For the better part of a decade, Las Vegas Councilwoman Lois Tarkanian has wanted new rules governing short-term residential rentals in the city.
That might come Wednesday, when the City Council is slated to vote on an ordinance that would give the city more oversight and create a more rigorous approval process for where short-term residential rentals can go.
“I don’t want to go through another three or four years of them saying they’ll police themselves, when in the past they’ve done zero. Zip,” Tarkanian said.
One of the proposal’s most controversial parts, a requirement that operators obtain a special-use permit from the city, is what Tarkanian sees as the most necessary. The rules also call for proof of liability insurance coverage for at least $500,000 and a placard displayed on the exterior of each rental unit with 24-hour contact information. Short-term rentals would not be permitted within 660 feet of one another.

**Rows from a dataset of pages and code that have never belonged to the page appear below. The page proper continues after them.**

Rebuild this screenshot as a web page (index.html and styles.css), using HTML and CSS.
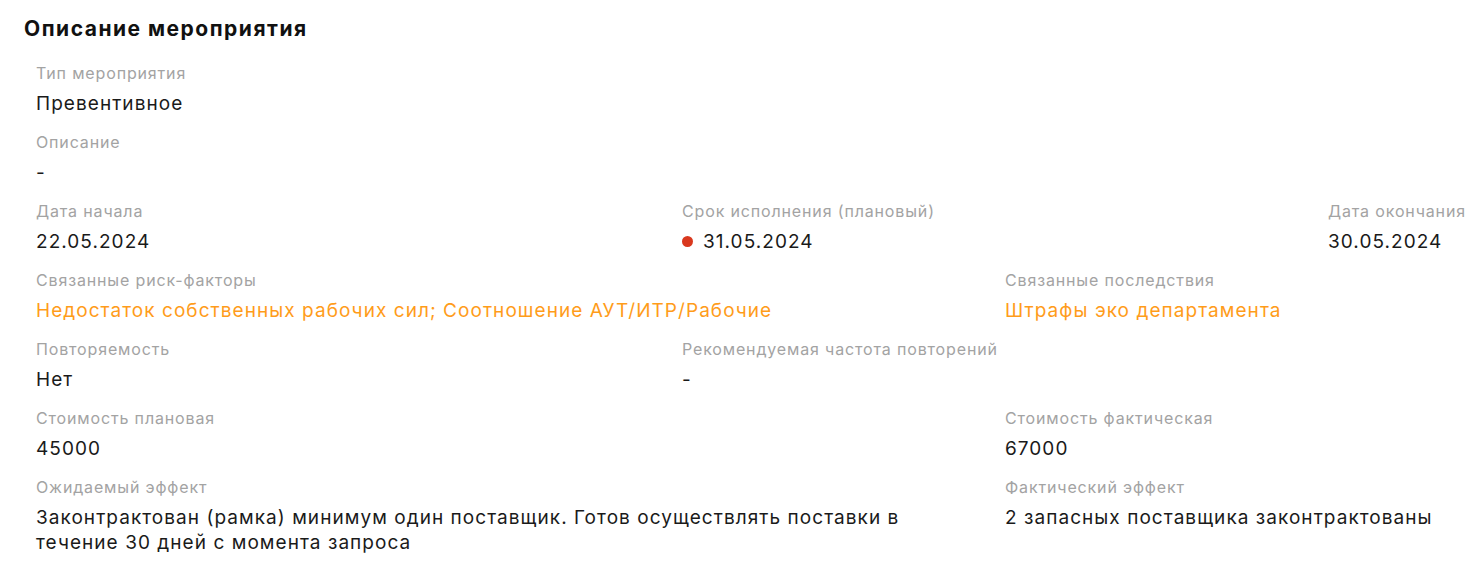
FILE: index.html
```html
<!DOCTYPE html>
<html lang="ru">
<head>
    <meta charset="UTF-8">
    <meta name="viewport" content="width=device-width, initial-scale=1.0">
    <title>Описание мероприятия</title>
    <link rel="stylesheet" href="styles.css">
</head>
<body>
    <section class="event-card">
        <h2 class="event-title">Описание мероприятия</h2>

        <div class="field-grid">
            <div class="field span-all">
                <div class="field-label">Тип мероприятия</div>
                <div class="field-value">Превентивное</div>
            </div>

            <div class="field span-all">
                <div class="field-label">Описание</div>
                <div class="field-value">-</div>
            </div>

            <div class="field span-2">
                <div class="field-label">Дата начала</div>
                <div class="field-value">22.05.2024</div>
            </div>
            <div class="field span-2">
                <div class="field-label">Срок исполнения (плановый)</div>
                <div class="field-value"><span class="status-dot"></span>31.05.2024</div>
            </div>
            <div class="field">
                <div class="field-label">Дата окончания</div>
                <div class="field-value">30.05.2024</div>
            </div>

            <div class="field span-3">
                <div class="field-label">Связанные риск-факторы</div>
                <div class="field-value link">Недостаток собственных рабочих сил; Соотношение АУТ/ИТР/Рабочие</div>
            </div>
            <div class="field span-2">
                <div class="field-label">Связанные последствия</div>
                <div class="field-value link">Штрафы эко департамента</div>
            </div>

            <div class="field span-2">
                <div class="field-label">Повторяемость</div>
                <div class="field-value">Нет</div>
            </div>
            <div class="field span-3">
                <div class="field-label">Рекомендуемая частота повторений</div>
                <div class="field-value">-</div>
            </div>

            <div class="field span-3">
                <div class="field-label">Стоимость плановая</div>
                <div class="field-value">45000</div>
            </div>
            <div class="field span-2">
                <div class="field-label">Стоимость фактическая</div>
                <div class="field-value">67000</div>
            </div>

            <div class="field span-3">
                <div class="field-label">Ожидаемый эффект</div>
                <div class="field-value">Законтрактован (рамка) минимум один поставщик. Готов осуществлять поставки в течение 30 дней с момента запроса</div>
            </div>
            <div class="field span-2">
                <div class="field-label">Фактический эффект</div>
                <div class="field-value">2 запасных поставщика законтрактованы</div>
            </div>
        </div>
    </section>
</body>
</html>
```

FILE: styles.css
```css
body {
    font-family: 'Inter', 'Noto Sans', sans-serif;
    margin: 0;
    background-color: #ffffff;
    color: #1a1a1a;
    overflow: hidden;
}

.event-card {
    padding: 17px 0 0 24px;
}

.event-title {
    font-size: 21px;
    line-height: 24px;
    font-weight: 700;
    letter-spacing: 1.5px;
    color: #111111;
    margin: 0 0 22px 0;
}

.field-grid {
    display: grid;
    grid-template-columns: repeat(4, 323px) minmax(0, 1fr);
    row-gap: 16px;
    padding-left: 12px;
}

.field {
    min-width: 0;
}

.span-2 {
    grid-column: span 2;
}

.span-3 {
    grid-column: span 3;
    padding-right: 48px;
}

.span-all {
    grid-column: 1 / -1;
}

.field-label {
    font-size: 16px;
    line-height: 20px;
    letter-spacing: 0.85px;
    color: #a3a3a3;
    white-space: nowrap;
    margin-bottom: 8px;
}

.field-value {
    font-size: 19px;
    line-height: 25px;
    letter-spacing: 1.05px;
    color: #1a1a1a;
    display: flex;
    align-items: center;
}

.field-value.link {
    color: #ff9c1a;
}

.status-dot {
    width: 11px;
    height: 11px;
    border-radius: 50%;
    background-color: #d9381e;
    margin-right: 10px;
    flex-shrink: 0;
}
```
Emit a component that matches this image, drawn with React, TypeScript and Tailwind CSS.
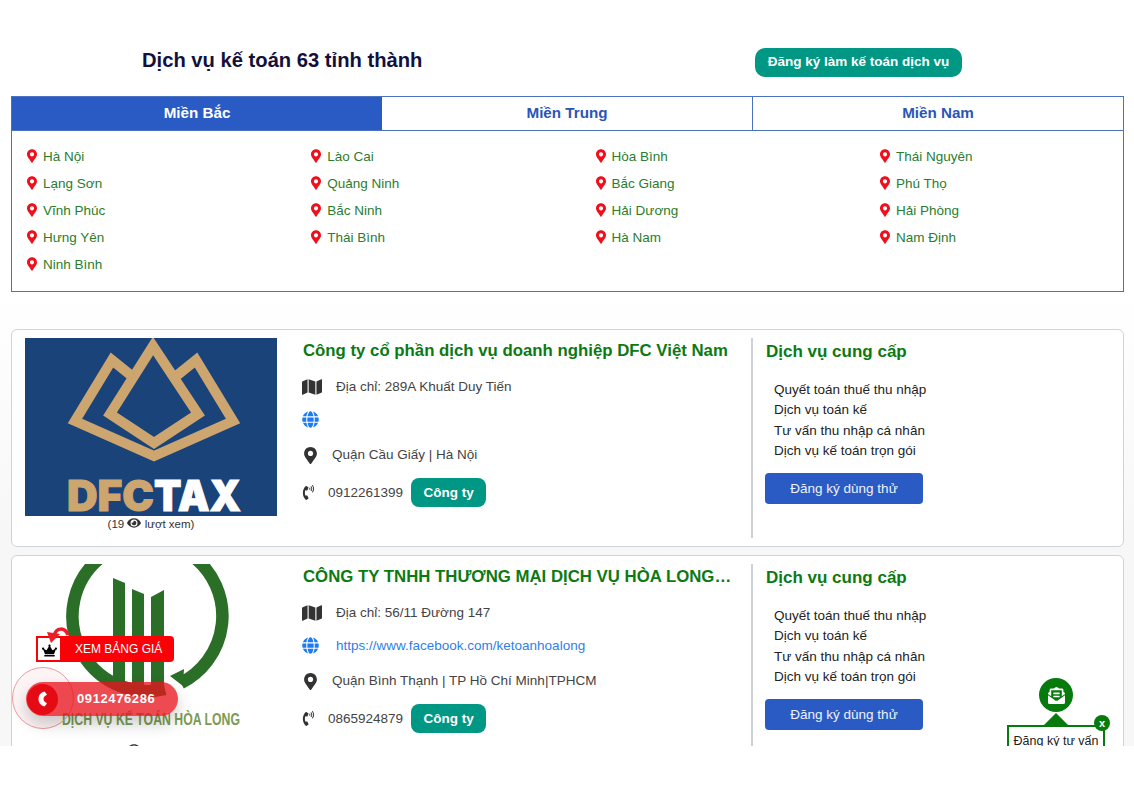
import { FaMap, FaGlobe, FaMapMarkerAlt, FaPhoneVolume, FaEye, FaCrown, FaEnvelopeOpenText } from "react-icons/fa";

const provinces = [
  "Hà Nội", "Lào Cai", "Hòa Bình", "Thái Nguyên",
  "Lạng Sơn", "Quảng Ninh", "Bắc Giang", "Phú Thọ",
  "Vĩnh Phúc", "Bắc Ninh", "Hải Dương", "Hải Phòng",
  "Hưng Yên", "Thái Bình", "Hà Nam", "Nam Định",
  "Ninh Bình",
];

const services = ["Quyết toán thuế thu nhập", "Dịch vụ toán kế", "Tư vấn thu nhập cá nhân", "Dịch vụ kế toán trọn gói"];

function DfcLogo() {
  return (
    <svg width="252" height="178" viewBox="0 0 252 178" className="block">
      <rect width="252" height="178" fill="#1a4379" />
      <g fill="none" stroke="#cda56f" strokeWidth="10" strokeMiterlimit="8">
        <path d="M128 8 L85 76 L129 105 L173 76 Z" />
        <path d="M108 39 L87 22 L50 83 L129 118 L208 83 L171 22 L150 39" />
      </g>
      <text x="42" y="173" fontFamily="Inter, 'Liberation Sans', sans-serif" fontWeight="900" fontSize="42" textLength="87" lengthAdjust="spacingAndGlyphs" stroke="#cda56f" strokeWidth="1" fill="#cda56f">DFC</text>
      <text x="129" y="173" fontFamily="Inter, 'Liberation Sans', sans-serif" fontWeight="900" fontSize="42" textLength="87" lengthAdjust="spacingAndGlyphs" stroke="#ffffff" strokeWidth="1" fill="#ffffff">TAX</text>
    </svg>
  );
}

function HoaLongLogo() {
  return (
    <svg width="252" height="178" viewBox="0 0 252 178" className="block">
      <rect width="252" height="178" fill="#ffffff" />
      <g fill="none" stroke="#2b6e27" strokeWidth="12.5">
        <path d="M75 -6 A75 75 0 0 0 140 125" />
        <path d="M170 -6 A75 75 0 0 1 156 119" />
      </g>
      <path d="M145 112 L159 105 L158 122 Z" fill="#2b6e27" />
      <g fill="#2b6e27">
        <path d="M88 14 L100 19 L100 128 L88 124 Z" />
        <path d="M107 25 L119 30 L119 130 L107 129 Z" />
        <path d="M126 33 L139 26 L139 129 L126 130 Z" />
      </g>
      <text x="37" y="161" fontFamily="'Liberation Sans', sans-serif" fontWeight="700" fontSize="17" textLength="178" lengthAdjust="spacingAndGlyphs" fill="#7c9b52">DỊCH VỤ KẾ TOÁN HÒA LONG</text>
    </svg>
  );
}

function Card({ logo, views, name, address, website, area, phone }: { logo: React.ReactNode; views: string; name: string; address: string; website?: string; area: string; phone: string }) {
  return (
    <div className="flex h-[218px] shrink-0 rounded-[6px] border border-[#ccd6d8] bg-white pl-[13px] pt-[8px]">
      <div className="w-[252px] shrink-0">
        {logo}
        <div className="text-center text-[11.5px] leading-[16px] text-[#333]">
          ({views} <FaEye className="inline text-[14px] align-[-2px]" /> lượt xem)
        </div>
      </div>
      <div className="ml-[25px] h-[200px] w-[451px] shrink-0 border-r-2 border-[#cfd3d6] pr-[17px]">
        <h3 className="truncate pl-[1px] text-[16.8px] font-bold leading-[26px] text-[#0c7a12]">{name}</h3>
        <div className="mt-[13px] flex h-[20px] items-center text-[13.5px] text-[#444]">
          <FaMap className="w-[20px] text-[18px] text-[#333]" />
          <span className="ml-[14px]">{address}</span>
        </div>
        <div className="mt-[12px] flex h-[20px] items-center text-[13.5px] text-[#2f7fe8]">
          <FaGlobe className="text-[17px] text-[#1c7bf0]" />
          <span className="ml-[17px] pt-[2px]">{website}</span>
        </div>
        <div className="mt-[16px] flex h-[20px] items-center text-[13.5px] text-[#444]">
          <FaMapMarkerAlt className="text-[17px] text-[#333]" />
          <span className="ml-[13px]">{area}</span>
        </div>
        <div className="mt-[13px] flex h-[29px] items-center text-[13.5px] text-[#444]">
          <FaPhoneVolume className="w-[13px] text-[15px] text-[#333]" />
          <span className="ml-[13px] pt-[1px]">{phone}</span>
          <span className="ml-[8px] flex h-[29px] w-[75px] items-center justify-center rounded-[8px] bg-[#009784] pt-[1px] font-bold text-white">Công ty</span>
        </div>
      </div>
      <div className="ml-[12px] flex-1">
        <h3 className="mt-[1px] pl-[1px] text-[17px] font-bold leading-[26px] text-[#0c7a12]">Dịch vụ cung cấp</h3>
        <ul className="ml-[9px] mt-[15px] text-[13.5px] leading-[20.3px] text-[#222]">
          {services.map((s) => (
            <li key={s}>{s}</li>
          ))}
        </ul>
        <div className="mt-[12px] flex h-[31px] w-[158px] items-center justify-center rounded-[4px] bg-[#2a5bc4] text-[13.5px] text-[#eef2fb]">Đăng ký dùng thử</div>
      </div>
    </div>
  );
}

export default function App() {
  return (
    <div className="h-[800px] bg-white font-['Liberation_Sans',Arial,sans-serif]">
      <div className="relative h-[746px] overflow-hidden bg-white">
        <div className="px-[11px] pt-[48px]">
          <div className="flex h-[29px] items-center">
            <h1 className="ml-[131px] w-[613px] pb-[5px] text-[20.2px] font-bold text-[#12113d]">Dịch vụ kế toán 63 tỉnh thành</h1>
            <div className="flex h-[29px] w-[207px] items-center justify-center rounded-[10px] bg-[#009784] text-[13.5px] font-bold text-white">Đăng ký làm kế toán dịch vụ</div>
          </div>

          <div className="mt-[19px] h-[196px] w-[1113px] border border-[#4a72c0]">
            <div className="flex h-[34px] border-b border-[#4a72c0] text-[15.2px] font-bold">
              <div className="flex w-[370px] items-center justify-center bg-[#2a5bc4] text-white">Miền Bắc</div>
              <div className="flex w-[371px] items-center justify-center border-r border-[#4a72c0] text-[#2a55b8]">Miền Trung</div>
              <div className="flex flex-1 items-center justify-center text-[#2a55b8]">Miền Nam</div>
            </div>
            <div className="grid grid-cols-[284.3px_284.3px_284.3px_1fr] pl-[15px] pt-[12px]">
              {provinces.map((p) => (
                <div key={p} className="flex h-[27px] items-center text-[13.5px] text-[#2a7d2e]">
                  <FaMapMarkerAlt className="-mt-[1px] w-[10px] text-[14px] text-[#f0101c]" />
                  <span className="ml-[6px] pt-[1px]">{p}</span>
                </div>
              ))}
            </div>
          </div>
        </div>

        <div className="flex flex-col gap-[8px] bg-linear-to-b from-white to-[#f7f7f7] to-[250px] pl-[11px] pr-[10px] pt-[37px]">
          <Card logo={<DfcLogo />} views="19" name="Công ty cổ phần dịch vụ doanh nghiệp DFC Việt Nam" address="Địa chỉ: 289A Khuất Duy Tiến" area="Quận Cầu Giấy | Hà Nội" phone="0912261399" />
          <Card logo={<HoaLongLogo />} views="21" name="CÔNG TY TNHH THƯƠNG MẠI DỊCH VỤ HÒA LONG TPHCM" address="Địa chỉ: 56/11 Đường 147" website="https://www.facebook.com/ketoanhoalong" area="Quận Bình Thạnh | TP Hồ Chí Minh|TPHCM" phone="0865924879" />
        </div>

        {/* XEM BẢNG GIÁ */}
        <div className="absolute left-[36px] top-[636px] flex h-[26px] w-[138px] items-center rounded-r-[4px] bg-[#fa0007] text-[12px] text-white">
          <span className="flex h-[26px] w-[26px] items-center justify-center border-2 border-[#fa0007] bg-white">
            <FaCrown className="mt-[3px] text-[15px] text-black" />
          </span>
          <span className="ml-[13px]">XEM BẢNG GIÁ</span>
          <svg width="24" height="18" viewBox="0 0 24 18" className="absolute left-[10px] top-[-10px]">
            <path d="M22 9 C19 1 10 1 8 10" fill="none" stroke="#ee1c25" strokeWidth="3.5" />
            <path d="M1 6 L14 8 L5 17 Z" fill="#ee1c25" />
          </svg>
        </div>

        {/* Hotline */}
        <div className="absolute left-[12px] top-[667px] h-[62px] w-[62px] rounded-full border border-[#ee9aa0] bg-[#ee9aa01a]" />
        <div className="absolute left-[26px] top-[682px] flex h-[34px] w-[152px] items-center rounded-full bg-[#e8141cc4] pl-[1px] shadow-[0_8px_16px_rgba(0,0,0,0.2)]">
          <span className="flex h-[31px] w-[31px] items-center justify-center rounded-full bg-[#e50b14]">
            <svg width="10" height="16" viewBox="0 0 10 16">
              <path d="M6.5 0.5 C2.5 1.5 0.5 4.5 0.5 8 C0.5 11.5 2.5 14.5 6.5 15.5 L9 12.5 L6.5 10.5 C5.2 9.5 5.2 6.5 6.5 5.5 L9 3.5 Z" fill="#ffffff" />
            </svg>
          </span>
          <span className="ml-[19px] text-[13px] font-bold tracking-[0.6px] text-white">0912476286</span>
        </div>

        {/* Đăng ký tư vấn */}
        <div className="absolute left-[1039px] top-[678px] flex h-[34px] w-[34px] items-center justify-center rounded-full bg-[#067a0c]">
          <FaEnvelopeOpenText className="text-[17px] text-white" />
        </div>
        <svg width="26" height="13" viewBox="0 0 26 13" className="absolute left-[1043px] top-[713px]">
          <path d="M13 0 L26 13 L0 13 Z" fill="#067a0c" />
        </svg>
        <div className="absolute left-[1007px] top-[725px] h-[40px] w-[98px] border-2 border-[#067a0c] bg-white pt-[5px] text-center text-[12.5px] leading-[18px] text-[#222]">Đăng ký tư vấn</div>
        <div className="absolute left-[1094px] top-[715px] flex h-[16px] w-[16px] items-center justify-center rounded-full bg-[#067a0c] text-[11px] font-bold leading-none text-white">x</div>
      </div>
    </div>
  );
}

An ordinance was proposed but failed in 2007 that would have banned the renting of homes or condominiums for 30 days or fewer. The emergence of online platforms such as Airbnb have made it even easier to rent a private residence.
Residents in central Las Vegas neighborhoods such as the Scotch Eighty complain of party houses where buses drop off dozens of people and trash litters the neighborhood when the renters vacate. The “party house” contingent in neighborhoods near the Strip have been the most irksome for Tarkanian.
An hourslong public hearing last month on the proposal drew complaints from both sides. Some said the new rules are onerous; others think they are not strong enough.
Scotch Eighty resident Kathryn Fox said she used to stay at short-term rentals when she traveled, but she has since decided the rentals are business operations that do not belong in neighborhoods.
“It’s just eroding the neighborhood and the city,” Fox said.
The key to making people follow the rules are the consequences, Mayor Carolyn Goodman said.
Charging a $250 or $500 fine won’t change much, but at $5,000, “believe me, you’d see something different,” Goodman said.
“The issue, really, from my perspective, is if you expect something, you have to inspect it,” Goodman said. “The city of Las Vegas doesn’t have enough code enforcement or marshals to go around 155 square miles and check what’s happening. So we have to rely on complaints.”
Since February 2016, Julie Davies has had an application to rent out her downtown condominium. Davies is trying to follow the rules, but she has grown frustrated with the delays. Davies has issues with several of the proposed changes, including the requirement to post a placard on the property.
“To have a sign outside the house that says whether it’s occupied or not is just a burglar magnet,” Davies said.
The Las Vegas City Council’s Recommending Committee will hold a public hearing on the proposed short-term rental rules at 10 a.m. Monday in council chambers at City Hall, 495 S. Main St. This is a continuation of a May public hearing, where not everyone present who wanted to speak was able to.
The short-term rental rules are also on the agenda for Wednesday’s City Council meeting, which will take place in the same location. The council is scheduled to take up the issue at 11:30 a.m.